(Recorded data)
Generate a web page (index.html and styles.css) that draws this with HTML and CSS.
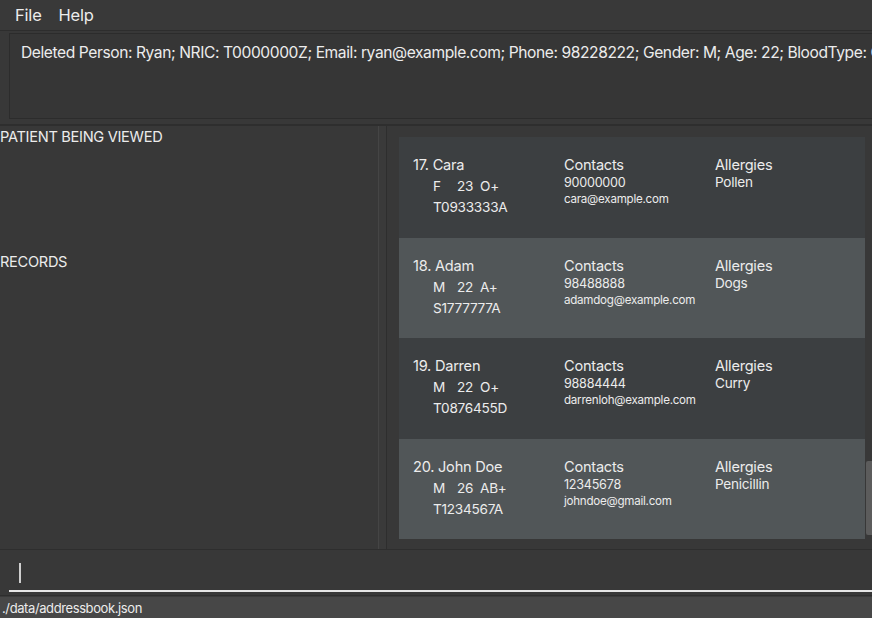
FILE: index.html
```html
<!DOCTYPE html>
<html>
<head>
<meta charset="utf-8">
<link rel="stylesheet" href="styles.css">
</head>
<body>
<div class="app">
  <div class="menubar"><span class="menu-item">File</span><span class="menu-item">Help</span></div>
  <div class="result-wrap">
    <div class="result">Deleted Person: Ryan; NRIC: T0000000Z; Email: ryan@example.com; Phone: 98228222; Gender: M; Age: 22; BloodType: O+; Allergies: Peanuts</div>
  </div>
  <div class="main">
    <div class="left">
      <div class="section-title">PATIENT BEING VIEWED</div>
      <div class="section-title records">RECORDS</div>
    </div>
    <div class="divider"></div>
    <div class="list-pane">
      <div class="list">
        <div class="card dark">
          <div class="col">
            <div class="name">17. Cara</div>
            <div class="meta"><span class="g">F</span><span class="a">23</span><span>O+</span></div>
            <div class="nric">T0933333A</div>
          </div>
          <div class="col">
            <div class="head">Contacts</div>
            <div class="phone">90000000</div>
            <div class="email">cara@example.com</div>
          </div>
          <div class="col">
            <div class="head">Allergies</div>
            <div class="allergy">Pollen</div>
          </div>
        </div>
        <div class="card light">
          <div class="col">
            <div class="name">18. Adam</div>
            <div class="meta"><span class="g">M</span><span class="a">22</span><span>A+</span></div>
            <div class="nric">S1777777A</div>
          </div>
          <div class="col">
            <div class="head">Contacts</div>
            <div class="phone">98488888</div>
            <div class="email">adamdog@example.com</div>
          </div>
          <div class="col">
            <div class="head">Allergies</div>
            <div class="allergy">Dogs</div>
          </div>
        </div>
        <div class="card dark">
          <div class="col">
            <div class="name">19. Darren</div>
            <div class="meta"><span class="g">M</span><span class="a">22</span><span>O+</span></div>
            <div class="nric">T0876455D</div>
          </div>
          <div class="col">
            <div class="head">Contacts</div>
            <div class="phone">98884444</div>
            <div class="email">darrenloh@example.com</div>
          </div>
          <div class="col">
            <div class="head">Allergies</div>
            <div class="allergy">Curry</div>
          </div>
        </div>
        <div class="card light">
          <div class="col">
            <div class="name">20. John Doe</div>
            <div class="meta"><span class="g">M</span><span class="a">26</span><span>AB+</span></div>
            <div class="nric">T1234567A</div>
          </div>
          <div class="col">
            <div class="head">Contacts</div>
            <div class="phone">12345678</div>
            <div class="email">johndoe@gmail.com</div>
          </div>
          <div class="col">
            <div class="head">Allergies</div>
            <div class="allergy">Penicillin</div>
          </div>
        </div>
      </div>
      <div class="scrollbar"><div class="thumb"></div></div>
    </div>
  </div>
  <div class="command">
    <div class="cmd-input"><span class="caret"></span></div>
  </div>
  <div class="status">./data/addressbook.json</div>
</div>
</body>
</html>
```

FILE: styles.css
```css
* { box-sizing: border-box; }
html, body {
  margin: 0;
  padding: 0;
  background: #383838;
  width: 872px;
  height: 618px;
  overflow: hidden;
}
body {
  font-family: Inter, "Liberation Sans", sans-serif;
  color: #ececec;
}
.app {
  display: flex;
  flex-direction: column;
  width: 872px;
  height: 618px;
}
.menubar {
  height: 31px;
  display: flex;
  align-items: center;
  gap: 17px;
  padding-left: 15px;
  padding-bottom: 1px;
  background: #393939;
  border-bottom: 1px solid #2d2d2d;
  font-size: 16.5px;
  letter-spacing: -0.2px;
}
.result-wrap {
  height: 95px;
  padding: 2px 0 5px 9px;
  border-bottom: 2px solid #2e2e2e;
  background: #383838;
}
.result {
  height: 86px;
  border: 1px solid #2c2c2c;
  border-right: none;
  background: #363636;
  padding: 9px 0 0 11px;
  font-size: 15.6px;
  letter-spacing: -0.42px;
  white-space: nowrap;
  overflow: hidden;
}
.main {
  display: flex;
  height: 424px;
  border-bottom: 1px solid #2e2e2e;
}
.left {
  width: 379px;
  display: flex;
  flex-direction: column;
  font-size: 14.6px;
}
.section-title {
  height: 125px;
  padding-top: 2px;
  letter-spacing: -0.3px;
}
.divider {
  width: 9px;
  border-left: 1px solid #454545;
  border-right: 1px solid #2e2e2e;
  background: #3a3a3a;
}
.list-pane {
  flex: 1;
  display: flex;
  padding: 11px 0 8px 12px;
  background: #383838;
}
.list {
  width: 466px;
  display: flex;
  flex-direction: column;
}
.card {
  height: 100.6px;
  display: grid;
  grid-template-columns: 151px 151px 1fr;
  padding: 19px 0 0 14px;
  letter-spacing: -0.25px;
}
.card.dark { background: #3c3f41; }
.card.light { background: #515658; }
.col { display: flex; flex-direction: column; }
.name { font-size: 14.6px; line-height: 18px; }
.meta {
  font-size: 13.6px;
  line-height: 18px;
  margin-top: 3px;
  padding-left: 20px;
  display: flex;
}
.meta .g { width: 24px; }
.meta .a { width: 23px; }
.nric {
  font-size: 13.6px;
  line-height: 18px;
  margin-top: 3px;
  padding-left: 20px;
}
.head { font-size: 14.6px; line-height: 18px; }
.phone { font-size: 12.6px; line-height: 15px; margin-top: 1px; }
.email { font-size: 11.6px; line-height: 16px; margin-top: 1px; }
.allergy { font-size: 13.6px; line-height: 16px; margin-top: 0px; }
.scrollbar {
  width: 6px;
  margin-left: 1px;
  padding-top: 324px;
}
.thumb {
  width: 6px;
  height: 74px;
  background: #5c5c5c;
  border-radius: 2px 0 0 2px;
}
.command {
  height: 46px;
  padding: 12px 0 0 9px;
  background: #383838;
  border-bottom: 1px solid #2e2e2e;
}
.cmd-input {
  height: 30px;
  border-bottom: 2px solid #e6e6e6;
  padding-left: 10px;
  padding-top: 1px;
}
.caret {
  display: block;
  width: 2px;
  height: 20px;
  background: #cfcfcf;
}
.status {
  flex: 1;
  background: #474747;
  border-top: 1px solid #3a3a3a;
  padding: 3px 0 0 2px;
  font-size: 13px;
  letter-spacing: -0.4px;
}
```
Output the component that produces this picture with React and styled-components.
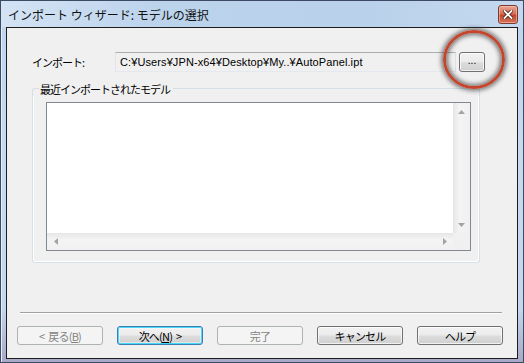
import React from 'react'
import styled, { createGlobalStyle, css } from 'styled-components';

// Styles
const Global = createGlobalStyle`
    body{
        margin:0;
        background:#fff;
    }
    *{
        box-sizing:border-box;
    }
`;

const Window = styled.div`
    position:relative;
    width:524px;
    height:363px;
    display:flex;
    flex-direction:column;
    border:1px solid #3a4b63;
    background:linear-gradient(to bottom, #bed5ee 0%, #c6daf0 40%, #c3d8ee 85%, #a8a8c6 100%);
    box-shadow:inset 1px 1px 0 #e8f1fb;
    font-family:"Noto Sans CJK JP", sans-serif;
    overflow:hidden;
`;

const TitleBar = styled.div`
    height:26px;
    display:flex;
    align-items:center;
    justify-content:space-between;
    padding:0 5px 0 7px;
    background:linear-gradient(to right, #d3e3f4 0%, #bcd3ec 30%, #b9d1ea 70%, #c4d9ef 100%);
`;

const Title = styled.span`
    font-size:12px;
    color:#111;
    padding-top:1px;
`;

const CloseButton = styled.div`
    width:20px;
    height:19px;
    align-self:flex-start;
    margin-top:4px;
    border:1px solid #7e3a2c;
    border-radius:3px;
    background:linear-gradient(to bottom, #e7a693 0%, #d87059 45%, #c4452c 55%, #d2765e 100%);
    box-shadow:inset 0 0 0 1px rgba(255,210,195,0.5);
    display:grid;
    place-items:center;
`;

const Client = styled.div`
    flex:1;
    margin:0 5px 3px;
    border:1px solid #1c1c1c;
    background:#f0f0f0;
    display:flex;
    flex-direction:column;
    padding:24px 0 13px;
`;

const ImportRow = styled.div`
    display:flex;
    align-items:center;
    margin-left:25px;
    height:20px;
`;

const Label = styled.span`
    width:83px;
    font-size:11px;
    letter-spacing:-1px;
    color:#000;
`;

const PathBox = styled.div`
    width:341px;
    height:20px;
    border:1px solid;
    border-color:#abadb3 #dbdfe6 #e3e9ef #e2e3ea;
    background:#f0f0f0;
    display:flex;
    align-items:center;
    padding-left:4px;
    font-family:"Liberation Sans", Arial, sans-serif;
    font-size:11px;
    letter-spacing:0.1px;
    color:#000;
    white-space:nowrap;
`;

const GroupHead = styled.div`
    display:flex;
    height:14px;
    margin:10px 0 0 25px;
    width:448px;

    &::before, &::after{
        content:'';
        align-self:flex-end;
        height:7px;
        border-top:1px solid #d5dfe5;
    }
    &::before{
        width:6px;
        border-left:1px solid #d5dfe5;
        border-top-left-radius:3px;
    }
    &::after{
        flex:1;
        border-right:1px solid #d5dfe5;
        border-top-right-radius:3px;
    }
`;

const GroupTitle = styled.span`
    font-size:11px;
    letter-spacing:-1px;
    line-height:14px;
    padding:0 3px 0 1px;
    color:#000;
`;

const GroupBody = styled.div`
    width:448px;
    margin-left:25px;
    border:1px solid #d5dfe5;
    border-top:none;
    border-radius:0 0 3px 3px;
    box-shadow:inset 1px 0 0 #fff, inset -1px -1px 0 #fff;
    padding:6px 8px 11px 13px;
`;

const ListBox = styled.div`
    width:425px;
    height:149px;
    border:1px solid #828790;
    display:grid;
    grid-template-columns:1fr 17px;
    grid-template-rows:1fr 17px;
    background:#fff;
`;

const ListArea = styled.div`
    background:#fff;
`;

const VScroll = styled.div`
    display:flex;
    flex-direction:column;
    justify-content:space-between;
    background:linear-gradient(to right, #e6e6e6, #f4f4f4 40%, #f0f0f0);
`;

const HScroll = styled.div`
    display:flex;
    justify-content:space-between;
    background:linear-gradient(to bottom, #e6e6e6, #f4f4f4 40%, #f0f0f0);
`;

const Corner = styled.div`
    background:#f0f0f0;
`;

const ArrowCell = styled.div`
    width:17px;
    height:17px;
    display:grid;
    place-items:center;
`;

const Footer = styled.div`
    margin-top:auto;
`;

const Separator = styled.div`
    height:2px;
    margin:0 15px 12px 13px;
    border-top:1px solid #a0a0a0;
    border-bottom:1px solid #fff;
`;

const ButtonRow = styled.div`
    display:flex;
    gap:14px;
    padding-left:10px;
`;

const Button = styled.div`
    width:${p => p.$width || 86}px;
    height:${p => p.$height || 19}px;
    border:1px solid #707070;
    border-radius:3px;
    background:linear-gradient(to bottom, #f2f2f2 0%, #ebebeb 48%, #dddddd 52%, #cfcfcf 100%);
    box-shadow:inset 0 0 0 1px rgba(255,255,255,0.7);
    display:flex;
    align-items:center;
    justify-content:center;
    gap:4px;
    font-size:11px;
    letter-spacing:-0.8px;
    color:#000;
    white-space:pre;

    ${p => p.$disabled && css`
        border-color:#adb2b5;
        background:#f4f4f4;
        box-shadow:none;
        color:#838383;
    `}

    ${p => p.$focused && css`
        border-color:#3c7fb1;
        box-shadow:inset 0 0 0 1px #48d8fb, inset 0 0 0 2px rgba(255,255,255,0.4);
    `}
`;

const BrowseButton = styled(Button)`
    margin-left:3px;
    letter-spacing:0;
    font-family:"Liberation Sans", Arial, sans-serif;
    font-size:10px;
    padding-bottom:3px;
`;

const Key = styled.span`
    text-decoration:underline;
`;

const Callout = styled.div`
    position:absolute;
    left:442px;
    top:29px;
    width:62px;
    height:59px;
    border:3px solid #c4452c;
    border-radius:50%;
    box-shadow:0 0 4px 2px rgba(60,60,60,0.65), inset 0 0 4px 2px rgba(60,60,60,0.65);
    pointer-events:none;
`;

const Arrow = ({ dir }) => {
    const pts = {
        up: '0,4 7,4 3.5,0',
        down: '0,0 7,0 3.5,4',
        left: '4,0 4,7 0,3.5',
        right: '0,0 0,7 4,3.5',
    }[dir];
    const vertical = dir === 'up' || dir === 'down';
    return (
        <svg width={vertical ? 7 : 4} height={vertical ? 4 : 7} viewBox={vertical ? '0 0 7 4' : '0 0 4 7'}>
            <polygon points={pts} fill='#a3a3a3' />
        </svg>
    );
};

const App = () => {
    return (
        <>
            <Global />
            <Window>
                <TitleBar>
                    <Title>インポート ウィザード: モデルの選択</Title>
                    <CloseButton>
                        <svg width='10' height='9' viewBox='0 0 10 9'>
                            <path d='M1.5 1 L8.5 8 M8.5 1 L1.5 8' stroke='#4a1e14' strokeWidth='3.4' strokeLinecap='square' />
                            <path d='M1.5 1 L8.5 8 M8.5 1 L1.5 8' stroke='#fff' strokeWidth='1.8' strokeLinecap='square' />
                        </svg>
                    </CloseButton>
                </TitleBar>
                <Client>
                    <ImportRow>
                        <Label>インポート:</Label>
                        <PathBox>C:¥Users¥JPN-x64¥Desktop¥My..¥AutoPanel.ipt</PathBox>
                        <BrowseButton $width={26} $height={20}>...</BrowseButton>
                    </ImportRow>
                    <GroupHead>
                        <GroupTitle>最近インポートされたモデル</GroupTitle>
                    </GroupHead>
                    <GroupBody>
                        <ListBox>
                            <ListArea />
                            <VScroll>
                                <ArrowCell><Arrow dir='up' /></ArrowCell>
                                <ArrowCell><Arrow dir='down' /></ArrowCell>
                            </VScroll>
                            <HScroll>
                                <ArrowCell><Arrow dir='left' /></ArrowCell>
                                <ArrowCell><Arrow dir='right' /></ArrowCell>
                            </HScroll>
                            <Corner />
                        </ListBox>
                    </GroupBody>
                    <Footer>
                        <Separator />
                        <ButtonRow>
                            <Button $disabled><span>&lt;</span><span>戻る(<Key>B</Key>)</span></Button>
                            <Button $focused><span>次へ(<Key>N</Key>)</span><span>&gt;</span></Button>
                            <Button $disabled>完了</Button>
                            <Button>キャンセル</Button>
                            <Button>ヘルプ</Button>
                        </ButtonRow>
                    </Footer>
                </Client>
                <Callout />
            </Window>
        </>
    )
}

export default App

[SET PROBLEM]:
Which lines hold the string "that"? Copy all of them from the data above.

[OUTPUT BELOW]:
Generate a web page (index.html and styles.css) that draws this with HTML and CSS.
Output the component that produces this picture with React and styled-components.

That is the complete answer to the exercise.